One of the cameras was knocked about by an elk or deer and was pointing at the ground after it captured two medium-size bulls at a water hole. My friend Chuck found a four-point elk antler stuck in a fence at that water hole. A bull probably had panicked as a truck approached the water hole and tried to run right through a gate, snapping off an antler and leaving a lot of blood on the ground where it was ripped out of his skull.

Another camera didn't go off, and I haven't figured out why. Maybe I hid it too far back in the brush to make sure that no humans saw it. The third camera was in a location where elk had been, but now the domestic cows have moved in, and so got only cattle and deer photos. Here are some of the photos.

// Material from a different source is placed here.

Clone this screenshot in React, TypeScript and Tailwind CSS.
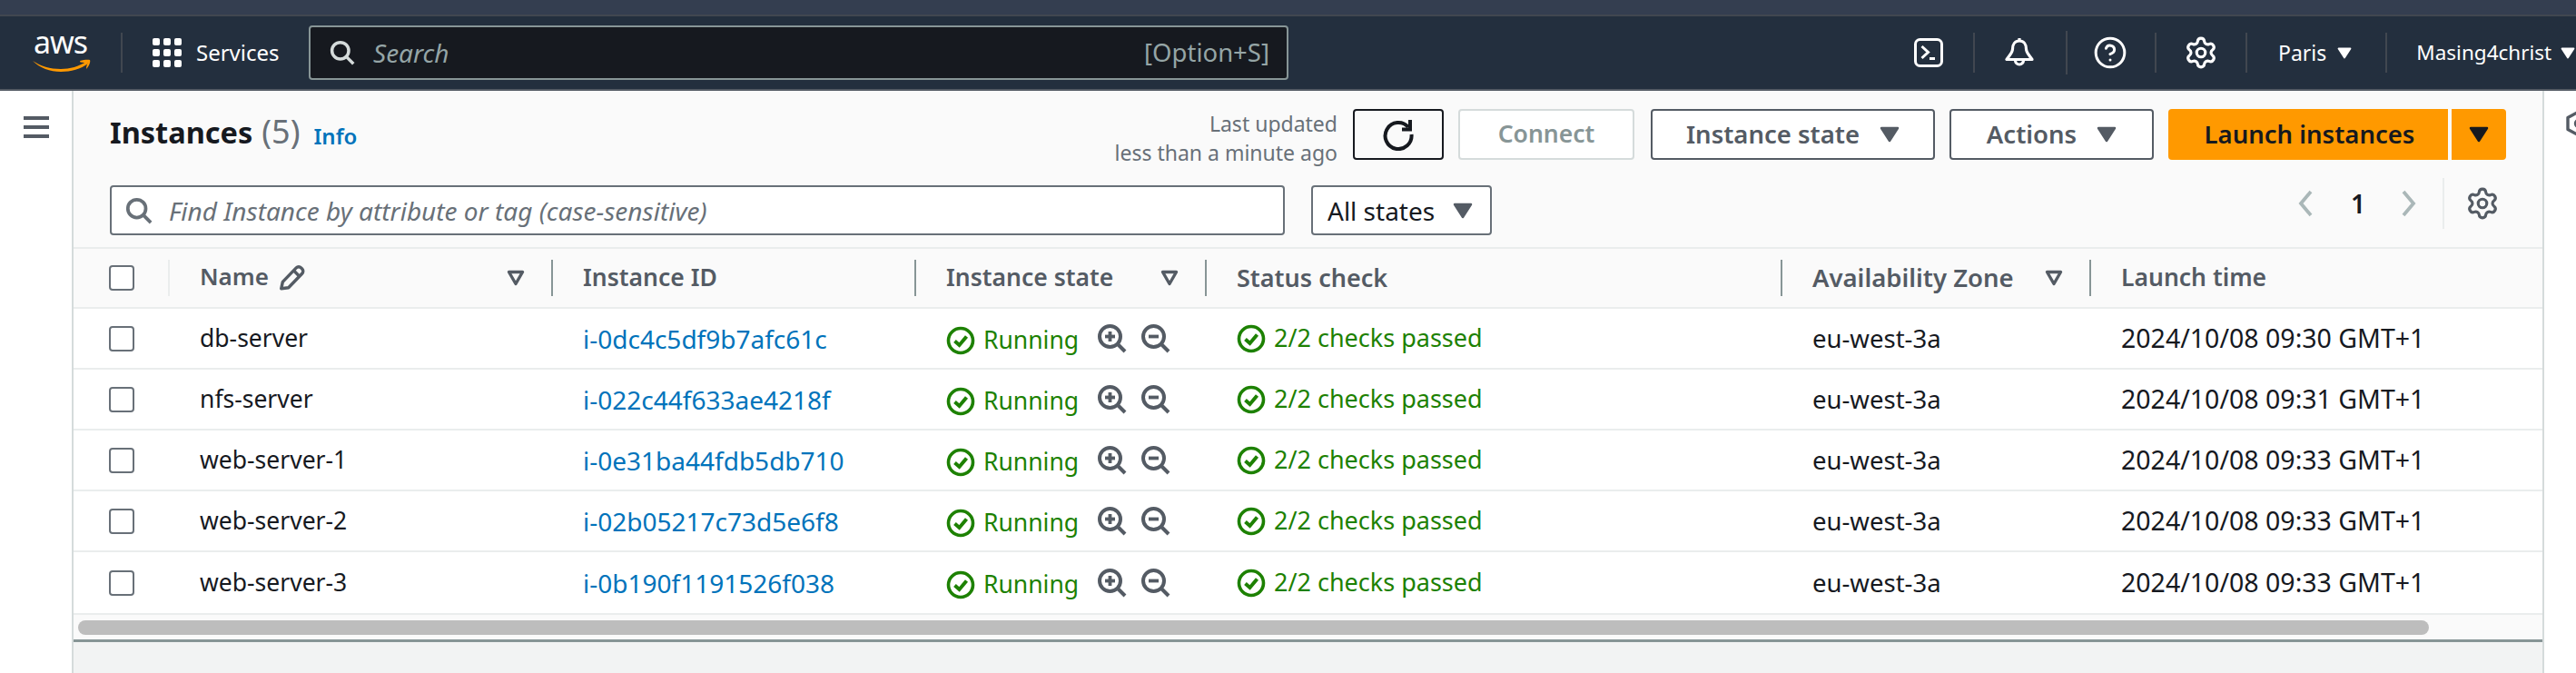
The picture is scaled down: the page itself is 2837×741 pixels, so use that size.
import { CircleHelp, Settings } from "lucide-react";

const instances = [
  { name: "db-server", id: "i-0dc4c5df9b7afc61c", time: "2024/10/08 09:30 GMT+1" },
  { name: "nfs-server", id: "i-022c44f633ae4218f", time: "2024/10/08 09:31 GMT+1" },
  { name: "web-server-1", id: "i-0e31ba44fdb5db710", time: "2024/10/08 09:33 GMT+1" },
  { name: "web-server-2", id: "i-02b05217c73d5e6f8", time: "2024/10/08 09:33 GMT+1" },
  { name: "web-server-3", id: "i-0b190f1191526f038", time: "2024/10/08 09:33 GMT+1" },
];

function Caret({ className }: { className: string }) {
  return (
    <svg viewBox="0 0 22 18" className={`shrink-0 ${className}`}>
      <path d="M2 2h18L11 16z" fill="currentColor" stroke="currentColor" strokeWidth="2.500" strokeLinejoin="round" />
    </svg>
  );
}

function FilterCaret() {
  return (
    <svg viewBox="0 0 20 18" className="w-[20px] h-[18px] text-[#545b64]">
      <path d="M2.500 2.500h15L10 15.500z" fill="none" stroke="currentColor" strokeWidth="3.400" strokeLinejoin="round" />
    </svg>
  );
}

function SearchIcon({ className }: { className: string }) {
  return (
    <svg viewBox="0 0 32 32" className={`shrink-0 ${className}`} fill="none" stroke="currentColor" strokeWidth="4">
      <circle cx="13.500" cy="13.500" r="10.500" />
      <path d="M21 21l9 9" />
    </svg>
  );
}

function CheckCircle() {
  return (
    <svg viewBox="0 0 32 32" className="w-[32px] h-[32px] shrink-0 text-[#1d8102]" fill="none" stroke="currentColor">
      <circle cx="16" cy="16" r="13.500" strokeWidth="3.600" />
      <path d="M9.500 16.500l5 4.500 8-9.500" strokeWidth="4" />
    </svg>
  );
}

function ZoomGlass({ plus }: { plus?: boolean }) {
  return (
    <svg viewBox="0 0 32 32" className="w-[32px] h-[32px] shrink-0 text-[#545b64]" fill="none" stroke="currentColor" strokeWidth="4">
      <circle cx="13.500" cy="13.500" r="11.500" />
      <path d="M21.500 21.500l8.500 8.500" />
      <path d="M8 13.500h11" strokeWidth="3.800" />
      {plus && <path d="M13.500 8v11" strokeWidth="3.800" />}
    </svg>
  );
}

function Checkbox() {
  return <div className="w-[28px] h-[28px] rounded-[4px] border-2 border-[#687078] bg-white" />;
}

function HeaderCell({ label, width, textSize, filter, edge }: { label: string; width: string; textSize: string; filter?: boolean; edge?: boolean }) {
  return (
    <div className={`${width} h-[40px] flex items-center justify-between pl-[33px] pr-[29px] whitespace-nowrap ${edge ? "border-r-2 border-[#879596]" : ""}`}>
      <span className={`${textSize} font-semibold text-[#545b64]`}>{label}</span>
      {filter && <FilterCaret />}
    </div>
  );
}

function OutlineButton({ label, width }: { label: string; width: string }) {
  return (
    <button className={`${width} h-[56px] flex items-center justify-center gap-[22px] rounded-[4px] border-2 border-[#545b64] bg-white text-[27.5px] font-semibold text-[#545b64]`}>
      {label}
      <Caret className="w-[22px] h-[18px] text-[#545b64]" />
    </button>
  );
}

function NavDivider({ className = "h-[44px]" }: { className?: string }) {
  return <div className={`w-[2px] shrink-0 bg-[#414750] ${className}`} />;
}

export default function App() {
  return (
    <div className="w-[2837px] h-[741px] overflow-hidden flex flex-col bg-white font-['Noto_Sans',sans-serif]">
      <div className="h-[18px] shrink-0 bg-[#343e50] border-b-2 border-[#414750]" />

      <nav className="h-[82px] shrink-0 flex items-center bg-[#232f3e] border-b-2 border-[#545b64] text-white">
        <div className="w-[133px] shrink-0 h-[52px] pl-[36px] flex flex-col">
          <span className="text-[34px] leading-[28px] tracking-[-1px] pl-[1px]">aws</span>
          <svg viewBox="0 0 64 16" className="w-[64px] h-[16px] mt-[4px] text-[#ff9900]">
            <path d="M0 3c9 6 19 9 31 9 10 0 20-3 28-8l2 2c-8 6-19 9-30 9C19 15 8 11 0 3z" fill="currentColor" />
            <path d="M52 3c4-1 8-1.500 11-1 1 2-1 7-4 10 0-3 1-5 1.500-7-2 0-5 0-8-.5z" fill="currentColor" />
          </svg>
        </div>
        <NavDivider />
        <div className="ml-[33px] shrink-0 grid grid-cols-3 gap-[4px] w-[32px]">
          {Array.from({ length: 9 }).map((_, i) => (
            <span key={i} className="w-[8px] h-[8px] rounded-[2px] bg-white" />
          ))}
        </div>
        <span className="ml-[16px] shrink-0 text-[24px] w-[124px]">Services</span>
        <div className="w-[1079px] shrink-0 h-[60px] flex items-center rounded-[4px] border-2 border-[#879596] bg-[#16191f] pl-[21px] pr-[19px] text-[#95a5a6]">
          <SearchIcon className="w-[28px] h-[28px] text-[#d5dbdb]" />
          <span className="ml-[20px] text-[28px] italic">Search</span>
          <span className="ml-auto text-[27.5px]">[Option+S]</span>
        </div>
        <div className="ml-[689px] shrink-0 flex items-center">
          <svg viewBox="0 0 32 32" className="w-[32px] h-[32px]" fill="none" stroke="currentColor" strokeWidth="3">
            <rect x="1.500" y="1.500" width="29" height="29" rx="5" />
            <path d="M8.500 9l7 6.500-7 6.500M17 22.500h6" />
          </svg>
          <div className="ml-[33px]"><NavDivider /></div>
          <svg viewBox="0 0 32 32" className="ml-[33px] w-[32px] h-[32px]" fill="none" stroke="currentColor" strokeWidth="3.200" strokeLinejoin="round">
            <path d="M16 0v3" />
            <path d="M16 3C11 3 8.500 7 8.500 12C8.500 16 5 19 2 23.500H30C27 19 23.500 16 23.500 12C23.500 7 21 3 16 3Z" />
            <path d="M11.500 24.500a4.500 4.500 0 0 0 9 0" />
          </svg>
          <div className="ml-[35px]"><NavDivider className="h-[48px]" /></div>
          <CircleHelp size={38} strokeWidth={1.9} className="ml-[28px]" />
          <div className="ml-[30px]"><NavDivider /></div>
          <Settings size={38} strokeWidth={2} className="ml-[30px]" />
          <div className="ml-[30px]"><NavDivider /></div>
          <span className="ml-[34px] text-[23px]">Paris</span>
          <Caret className="ml-[12px] w-[16px] h-[13px]" />
          <div className="ml-[37px]"><NavDivider /></div>
          <span className="ml-[32px] text-[22.5px] whitespace-nowrap">Masing4christ</span>
          <Caret className="ml-[10px] w-[16px] h-[13px]" />
        </div>
      </nav>

      <div className="flex-1 flex min-h-0">
        <aside className="w-[81px] shrink-0 border-r-2 border-[#d5dbdb] pt-[28px] pl-[26px]">
          <div className="w-[28px] flex flex-col gap-[6px]">
            <span className="h-[4px] bg-[#545b64]" />
            <span className="h-[4px] bg-[#545b64]" />
            <span className="h-[4px] bg-[#545b64]" />
          </div>
        </aside>

        <main className="w-[2719px] shrink-0 flex flex-col bg-[#fafafa]">
          <div className="h-[76px] flex items-start pt-[20px] pl-[40px] pr-[40px]">
            <h1 className="-mt-[3px] flex items-baseline gap-[10px] text-[#16191f] leading-[56px]">
              <span className="text-[32.5px] font-bold">Instances</span>
              <span className="text-[36px] text-[#687078]">(5)</span>
            </h1>
            <span className="ml-[15px] mt-[4px] text-[24px] font-semibold text-[#0073bb] leading-[52px]">Info</span>
            <div className="ml-auto flex items-start">
              <div className="text-right text-[23px] leading-[32px] text-[#687078]">
                <div>Last updated</div>
                <div>less than a minute ago</div>
              </div>
              <button className="ml-[17px] w-[100px] h-[56px] flex items-center justify-center rounded-[4px] border-2 border-[#16191f] bg-[#fafafa]">
                <svg viewBox="0 0 36 36" className="w-[36px] h-[36px] text-[#16191f]" fill="none" stroke="currentColor" strokeWidth="4">
                  <path d="M29 10A14.500 14.500 0 1 0 32.500 18" />
                  <path d="M31 2v10.500H22" />
                </svg>
              </button>
              <button className="ml-[16px] w-[194px] h-[56px] rounded-[4px] border-2 border-[#d5dbdb] bg-white text-[26.5px] font-semibold text-[#879596]">
                Connect
              </button>
              <div className="ml-[18px]"><OutlineButton label="Instance state" width="w-[313px]" /></div>
              <div className="ml-[16px]"><OutlineButton label="Actions" width="w-[225px]" /></div>
              <div className="ml-[16px] flex gap-[4px]">
                <button className="w-[308px] h-[56px] pl-[3px] rounded-l-[4px] bg-[#ff9900] text-[27.5px] font-semibold text-[#16191f]">
                  Launch instances
                </button>
                <button className="w-[60px] h-[56px] rounded-r-[4px] bg-[#ff9900] flex items-center justify-center">
                  <Caret className="w-[22px] h-[18px] text-[#16191f]" />
                </button>
              </div>
            </div>
          </div>

          <div className="h-[96px] pt-[28px] pl-[40px] pr-[47px] flex items-start">
            <div className="w-[1294px] h-[55px] flex items-center rounded-[4px] border-2 border-[#687078] bg-white pl-[15px]">
              <SearchIcon className="w-[30px] h-[30px] text-[#687078]" />
              <span className="ml-[18px] text-[28px] italic text-[#687078]">Find Instance by attribute or tag (case-sensitive)</span>
            </div>
            <div className="ml-[29px] w-[199px] h-[55px] flex items-center justify-between rounded-[4px] border-2 border-[#687078] bg-white pl-[16px] pr-[19px] text-[28px] text-[#16191f]">
              All states
              <Caret className="w-[22px] h-[18px] text-[#545b64]" />
            </div>
            <div className="ml-auto flex items-center -mt-[8px]">
              <svg viewBox="0 0 18 30" className="w-[18px] h-[30px] text-[#aab7b8]" fill="none" stroke="currentColor" strokeWidth="3.800">
                <path d="M15 2L4 15l11 13" />
              </svg>
              <span className="ml-[41px] w-[18px] text-[28px] font-semibold text-[#16191f]">1</span>
              <svg viewBox="0 0 18 30" className="ml-[37px] w-[18px] h-[30px] text-[#aab7b8]" fill="none" stroke="currentColor" strokeWidth="3.800">
                <path d="M3 2l11 13L3 28" />
              </svg>
              <div className="ml-[28px] w-[2px] h-[56px] bg-[#eaeded]" />
              <Settings size={38} strokeWidth={2} className="ml-[23px] text-[#545b64]" />
            </div>
          </div>

          <div className="border-t-2 border-[#eaeded]">
            <div className="h-[66px] flex items-center border-b-2 border-[#eaeded] bg-[#fafafa]">
              <div className="w-[106px] h-[40px] flex items-center pl-[39px] border-r-2 border-[#eaeded]">
                <Checkbox />
              </div>
              <div className="w-[422px] h-[40px] flex items-center justify-between pl-[33px] pr-[29px] border-r-2 border-[#879596]">
                <span className="-mt-[3px] flex items-center gap-[10px] text-[26px] font-semibold text-[#545b64]">
                  Name
                  <svg viewBox="0 0 30 30" className="w-[32px] h-[32px]" fill="none" stroke="currentColor" strokeWidth="3.200" strokeLinejoin="round">
                    <path d="M3.500 27l1.500-7L19 5.500a3.500 3.500 0 0 1 5 0l1 1a3.500 3.500 0 0 1 0 5L11 26z" />
                    <path d="M16.500 8.500l6 6" />
                  </svg>
                </span>
                <FilterCaret />
              </div>
              <HeaderCell label="Instance ID" width="w-[400px]" textSize="text-[26.5px]" edge />
              <HeaderCell label="Instance state" width="w-[320px]" textSize="text-[26.5px]" filter edge />
              <HeaderCell label="Status check" width="w-[634px]" textSize="text-[27px]" edge />
              <HeaderCell label="Availability Zone" width="w-[340px]" textSize="text-[27.5px]" filter edge />
              <HeaderCell label="Launch time" width="w-[496px]" textSize="text-[26.5px]" />
            </div>

            <div>
              {instances.map((row) => (
                <div key={row.id} className="h-[67px] last:h-[69px] flex items-center whitespace-nowrap border-b-2 border-[#eaeded] bg-white text-[#16191f]">
                  <div className="w-[106px] pl-[39px]"><Checkbox /></div>
                  <div className="w-[422px] pl-[33px] text-[26.5px]">{row.name}</div>
                  <div className="w-[400px] pl-[33px] text-[28px] text-[#0073bb]">{row.id}</div>
                  <div className="w-[320px] pl-[33px] flex items-center text-[26.5px] text-[#1d8102]">
                    <div className="flex items-center gap-[9px] mt-[5px]">
                      <CheckCircle />
                      Running
                    </div>
                    <div className="ml-[21px] flex gap-[16px]">
                      <ZoomGlass plus />
                      <ZoomGlass />
                    </div>
                  </div>
                  <div className="w-[634px] pl-[33px] flex items-center gap-[9px] text-[27px] text-[#1d8102]">
                    <CheckCircle />
                    2/2 checks passed
                  </div>
                  <div className="w-[340px] pl-[33px] text-[27.5px]">eu-west-3a</div>
                  <div className="w-[496px] pl-[33px] text-[28.5px]">{row.time}</div>
                </div>
              ))}
            </div>

            <div className="h-[30px] bg-[#fafafa] px-[5px] pt-[6px] border-b-[3px] border-[#879596]">
              <div className="w-[2589px] h-[16px] rounded-[8px] bg-[#bdbdbd]" />
            </div>
          </div>

          <div className="flex-1 bg-[#f2f3f3]" />
        </main>

        <aside className="flex-1 overflow-hidden border-l-2 border-[#d5dbdb] pt-[21px] pl-[24px]">
          <svg viewBox="0 0 28 30" className="w-[28px] h-[30px] shrink-0 text-[#545b64]" fill="none" stroke="currentColor" strokeWidth="3.400" strokeLinejoin="round">
            <path d="M14 2l12 6.500v13L14 28 2 21.500v-13z" />
            <circle cx="14" cy="15" r="3.500" />
          </svg>
        </aside>
      </div>
    </div>
  );
}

I didn't get to hunt much because I didn't apply for easy-to-draw tags, thinking I was going to get a high-quality archery elk permit in Utah. Some hunters switched units for which they were applying, however, and people with more preference tags than my hunting partner and I had drew ahead of us. For the first time every I didn't get a deer tag in Utah. Even the archery permits were gone after the drawing, and I didn't hunt out of state for the first time in a while. So I ended up with a cow elk permit and an archery elk permit, but as I had hunting clients for most of the season, I didn't get more than a couple of days of hunting time. Fortunately, my pal Chuck Johnson drew a good deer tag in Utah, however, and so I helped him look for a buck.

Chuck and I are happy we finally found his buck after a seven-hour search following a perfect double-lung hit.

We found a lot of bucks in three days, probably more than 40, and he ended up with the biggest one. He made a perfect shot through both lungs, but the deer bolted off down a hillside and darted sideways between two trees, where it bit the dust. Chuck and I trudged up and down that hill for seven hours and couldn't find the animal.

Chuck packed out the head and part of the meat while I packed out the venison and our gear.

I even crossed the canyon and glassed with my 16-power binoculars and couldn't see the deer. Just as we had given up, I looked back one last time and saw the deer between two bushes from the only angle where we could see the animal.

Chuck had his buck mounted and got it back in July 2012. The taxidermist won several awards with this mount.

Both Chuck and I had walked within mere feet of the deer and hadn't been able to see it due to the location of the cover. The deer's rack spread about 31 inches and had some extra points that gave him character and a score of something like 213 gross Boone and Crockett points.

But we didn't care about the score. All we cared about was the chance to spend some quality time in an area that had the potential to produce a once-in-a-lifetime trophy. I had big expectations for the Chuck on this hunt, maybe even higher than he had, but we ended up with one of the largest animals taken in the unit for the entire rifle season.